** Requirement **
Produce a word-for-word copy of the listing below without its pictures.

□ □ □ □ □ □ □

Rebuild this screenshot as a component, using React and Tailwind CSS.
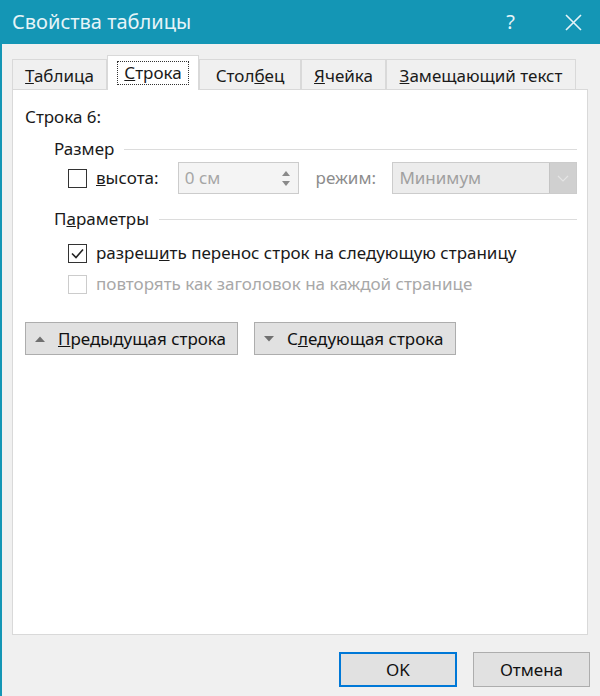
import React from 'react'

const font = { fontFamily: '"Noto Sans", "Open Sans", sans-serif' }

function Check({ checked, disabled }) {
  return (
    <span
      className={`flex h-[19px] w-[19px] shrink-0 items-center justify-center border-[1.5px] bg-white ${
        disabled ? 'border-[#cccccc]' : 'border-[#333333]'
      }`}
    >
      {checked && (
        <svg width="15" height="15" viewBox="0 0 15 15">
          <path d="M2 7.5 L6 11.5 L13 3.5" fill="none" stroke="#222" strokeWidth="1.6" />
        </svg>
      )}
    </span>
  )
}

function Tab({ children, w, active }) {
  if (active) {
    return (
      <div
        className={`${w} relative z-10 -mb-px flex h-[35px] items-center justify-center border border-b-0 border-[#d9d9d9] bg-white`}
      >
        <span className="border border-dotted border-[#333] px-[6px] leading-[22px]">{children}</span>
      </div>
    )
  }
  return (
    <div
      className={`${w} flex h-[30px] items-center justify-center border border-b-0 border-[#d9d9d9] bg-[#f0f0f0] pt-[2px]`}
    >
      {children}
    </div>
  )
}

function GroupLabel({ children, className }) {
  return (
    <div className={`flex h-[22px] items-center pl-[29px] ${className}`}>
      <span>{children}</span>
      <div className="ml-[10px] h-px flex-1 bg-[#dcdcdc]" />
    </div>
  )
}

function NavButton({ up, children, w }) {
  return (
    <button className={`${w} flex h-[33px] items-center border border-[#adadad] bg-[#e1e1e1] pl-[8px] text-[#111]`}>
      <svg width="12" height="8" viewBox="0 0 12 8" className="mr-[12px]">
        {up ? <path d="M1 7 L6 1.5 L11 7 Z" fill="#707070" /> : <path d="M1 1 L6 6.5 L11 1 Z" fill="#707070" />}
      </svg>
      <span>{children}</span>
    </button>
  )
}

export default function App() {
  return (
    <div
      className="flex h-[696px] w-[600px] flex-col overflow-hidden border-l-2 border-[#1496b5] bg-[#f0f0f0] text-[17px] text-[#1a1a1a]"
      style={font}
    >
      {/* title bar */}
      <div className="flex h-[44px] shrink-0 items-center bg-[#1496b5] pl-[10px] pr-[18px] text-[#e6f4f8]">
        <span className="text-[20px]">Свойства таблицы</span>
        <span className="ml-auto mr-[50px] text-[20px]">?</span>
        <svg width="17" height="17" viewBox="0 0 17 17">
          <path d="M1 1 L16 16 M16 1 L1 16" stroke="#e6f4f8" strokeWidth="1.6" />
        </svg>
      </div>

      {/* tabs */}
      <div className="flex h-[45px] shrink-0 items-end pl-[10px] pt-[10px]">
        <Tab w="w-[95px]">
          <span><u>Т</u>аблица</span>
        </Tab>
        <Tab w="w-[92px]" active>
          <span><u>С</u>трока</span>
        </Tab>
        <Tab w="w-[102px]">
          <span>Стол<u>б</u>ец</span>
        </Tab>
        <Tab w="w-[85px]">
          <span><u>Я</u>чейка</span>
        </Tab>
        <Tab w="w-[190px]">
          <span><u>З</u>амещающий текст</span>
        </Tab>
      </div>

      {/* panel */}
      <div className="ml-[10px] mr-[12px] flex h-[546px] shrink-0 flex-col border border-[#d9d9d9] bg-white pl-[12px] pr-[10px]">
        <div className="mt-[16px] flex h-[22px] items-center">Строка 6:</div>

        <GroupLabel className="mt-[10px]">Размер</GroupLabel>

        <div className="mt-[2px] flex h-[32px] items-center pl-[43px]">
          <Check />
          <span className="ml-[9px] w-[82px]">
            <u>в</u>ысота:
          </span>
          <div className="flex h-[32px] w-[121px] items-center border border-[#cccccc] bg-[#f4f4f4] pl-[6px] text-[#a6a6a6]">
            <span>0 см</span>
            <div className="ml-auto flex h-full w-[24px] flex-col items-center justify-center gap-[5px]">
              <svg width="8" height="5" viewBox="0 0 8 5">
                <path d="M0 5 L4 0 L8 5 Z" fill="#8a8a8a" />
              </svg>
              <svg width="8" height="5" viewBox="0 0 8 5">
                <path d="M0 0 L4 5 L8 0 Z" fill="#8a8a8a" />
              </svg>
            </div>
          </div>
          <span className="ml-[17px] w-[77px] text-[#8c8c8c]">режим:</span>
          <div className="flex h-[32px] w-[185px] items-center border border-[#cccccc] bg-[#ececec] text-[#a0a0a0]">
            <span className="pl-[6px]">Минимум</span>
            <div className="ml-auto flex h-full w-[27px] items-center justify-center border-l border-[#c4c4c4] bg-[#d0d0d0]">
              <svg width="12" height="7" viewBox="0 0 12 7">
                <path d="M1 1 L6 6 L11 1" fill="none" stroke="#e4e4e4" strokeWidth="1.2" />
              </svg>
            </div>
          </div>
        </div>

        <GroupLabel className="mt-[14px]">
          П<u>а</u>раметры
        </GroupLabel>

        <div className="mt-[12px] flex h-[22px] items-center pl-[43px]">
          <Check checked />
          <span className="ml-[9px]">
            разреш<u>и</u>ть перенос строк на следующую страницу
          </span>
        </div>
        <div className="mt-[9px] flex h-[22px] items-center pl-[43px]">
          <Check disabled />
          <span className="ml-[9px] text-[#a8a8a8]">повторять как заголовок на каждой странице</span>
        </div>

        <div className="mt-[27px] flex gap-[16px]">
          <NavButton up w="w-[213px]">
            <u>П</u>редыдущая строка
          </NavButton>
          <NavButton w="w-[202px]">
            С<u>л</u>едующая строка
          </NavButton>
        </div>
      </div>

      {/* footer */}
      <div className="flex justify-end gap-[16px] pr-[10px] pt-[17px]">
        <button className="flex h-[35px] w-[118px] items-center justify-center border-2 border-[#0078d7] bg-[#e1e1e1] text-[#111]">
          OK
        </button>
        <button className="flex h-[35px] w-[117px] items-center justify-center border border-[#adadad] bg-[#e1e1e1] text-[#111]">
          Отмена
        </button>
      </div>
    </div>
  )
}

□ □ □ □ □ □ □

** Solution for this problem **
Rebuild this screenshot as a component, using React and Tailwind CSS.
import React from 'react'

const font = { fontFamily: '"Noto Sans", "Open Sans", sans-serif' }

function Check({ checked, disabled }) {
  return (
    <span
      className={`flex h-[19px] w-[19px] shrink-0 items-center justify-center border-[1.5px] bg-white ${
        disabled ? 'border-[#cccccc]' : 'border-[#333333]'
      }`}
    >
      {checked && (
        <svg width="15" height="15" viewBox="0 0 15 15">
          <path d="M2 7.5 L6 11.5 L13 3.5" fill="none" stroke="#222" strokeWidth="1.6" />
        </svg>
      )}
    </span>
  )
}

function Tab({ children, w, active }) {
  if (active) {
    return (
      <div
        className={`${w} relative z-10 -mb-px flex h-[35px] items-center justify-center border border-b-0 border-[#d9d9d9] bg-white`}
      >
        <span className="border border-dotted border-[#333] px-[6px] leading-[22px]">{children}</span>
      </div>
    )
  }
  return (
    <div
      className={`${w} flex h-[30px] items-center justify-center border border-b-0 border-[#d9d9d9] bg-[#f0f0f0] pt-[2px]`}
    >
      {children}
    </div>
  )
}

function GroupLabel({ children, className }) {
  return (
    <div className={`flex h-[22px] items-center pl-[29px] ${className}`}>
      <span>{children}</span>
      <div className="ml-[10px] h-px flex-1 bg-[#dcdcdc]" />
    </div>
  )
}

function NavButton({ up, children, w }) {
  return (
    <button className={`${w} flex h-[33px] items-center border border-[#adadad] bg-[#e1e1e1] pl-[8px] text-[#111]`}>
      <svg width="12" height="8" viewBox="0 0 12 8" className="mr-[12px]">
        {up ? <path d="M1 7 L6 1.5 L11 7 Z" fill="#707070" /> : <path d="M1 1 L6 6.5 L11 1 Z" fill="#707070" />}
      </svg>
      <span>{children}</span>
    </button>
  )
}

export default function App() {
  return (
    <div
      className="flex h-[696px] w-[600px] flex-col overflow-hidden border-l-2 border-[#1496b5] bg-[#f0f0f0] text-[17px] text-[#1a1a1a]"
      style={font}
    >
      {/* title bar */}
      <div className="flex h-[44px] shrink-0 items-center bg-[#1496b5] pl-[10px] pr-[18px] text-[#e6f4f8]">
        <span className="text-[20px]">Свойства таблицы</span>
        <span className="ml-auto mr-[50px] text-[20px]">?</span>
        <svg width="17" height="17" viewBox="0 0 17 17">
          <path d="M1 1 L16 16 M16 1 L1 16" stroke="#e6f4f8" strokeWidth="1.6" />
        </svg>
      </div>

      {/* tabs */}
      <div className="flex h-[45px] shrink-0 items-end pl-[10px] pt-[10px]">
        <Tab w="w-[95px]">
          <span><u>Т</u>аблица</span>
        </Tab>
        <Tab w="w-[92px]" active>
          <span><u>С</u>трока</span>
        </Tab>
        <Tab w="w-[102px]">
          <span>Стол<u>б</u>ец</span>
        </Tab>
        <Tab w="w-[85px]">
          <span><u>Я</u>чейка</span>
        </Tab>
        <Tab w="w-[190px]">
          <span><u>З</u>амещающий текст</span>
        </Tab>
      </div>

      {/* panel */}
      <div className="ml-[10px] mr-[12px] flex h-[546px] shrink-0 flex-col border border-[#d9d9d9] bg-white pl-[12px] pr-[10px]">
        <div className="mt-[16px] flex h-[22px] items-center">Строка 6:</div>

        <GroupLabel className="mt-[10px]">Размер</GroupLabel>

        <div className="mt-[2px] flex h-[32px] items-center pl-[43px]">
          <Check />
          <span className="ml-[9px] w-[82px]">
            <u>в</u>ысота:
          </span>
          <div className="flex h-[32px] w-[121px] items-center border border-[#cccccc] bg-[#f4f4f4] pl-[6px] text-[#a6a6a6]">
            <span>0 см</span>
            <div className="ml-auto flex h-full w-[24px] flex-col items-center justify-center gap-[5px]">
              <svg width="8" height="5" viewBox="0 0 8 5">
                <path d="M0 5 L4 0 L8 5 Z" fill="#8a8a8a" />
              </svg>
              <svg width="8" height="5" viewBox="0 0 8 5">
                <path d="M0 0 L4 5 L8 0 Z" fill="#8a8a8a" />
              </svg>
            </div>
          </div>
          <span className="ml-[17px] w-[77px] text-[#8c8c8c]">режим:</span>
          <div className="flex h-[32px] w-[185px] items-center border border-[#cccccc] bg-[#ececec] text-[#a0a0a0]">
            <span className="pl-[6px]">Минимум</span>
            <div className="ml-auto flex h-full w-[27px] items-center justify-center border-l border-[#c4c4c4] bg-[#d0d0d0]">
              <svg width="12" height="7" viewBox="0 0 12 7">
                <path d="M1 1 L6 6 L11 1" fill="none" stroke="#e4e4e4" strokeWidth="1.2" />
              </svg>
            </div>
          </div>
        </div>

        <GroupLabel className="mt-[14px]">
          П<u>а</u>раметры
        </GroupLabel>

        <div className="mt-[12px] flex h-[22px] items-center pl-[43px]">
          <Check checked />
          <span className="ml-[9px]">
            разреш<u>и</u>ть перенос строк на следующую страницу
          </span>
        </div>
        <div className="mt-[9px] flex h-[22px] items-center pl-[43px]">
          <Check disabled />
          <span className="ml-[9px] text-[#a8a8a8]">повторять как заголовок на каждой странице</span>
        </div>

        <div className="mt-[27px] flex gap-[16px]">
          <NavButton up w="w-[213px]">
            <u>П</u>редыдущая строка
          </NavButton>
          <NavButton w="w-[202px]">
            С<u>л</u>едующая строка
          </NavButton>
        </div>
      </div>

      {/* footer */}
      <div className="flex justify-end gap-[16px] pr-[10px] pt-[17px]">
        <button className="flex h-[35px] w-[118px] items-center justify-center border-2 border-[#0078d7] bg-[#e1e1e1] text-[#111]">
          OK
        </button>
        <button className="flex h-[35px] w-[117px] items-center justify-center border border-[#adadad] bg-[#e1e1e1] text-[#111]">
          Отмена
        </button>
      </div>
    </div>
  )
}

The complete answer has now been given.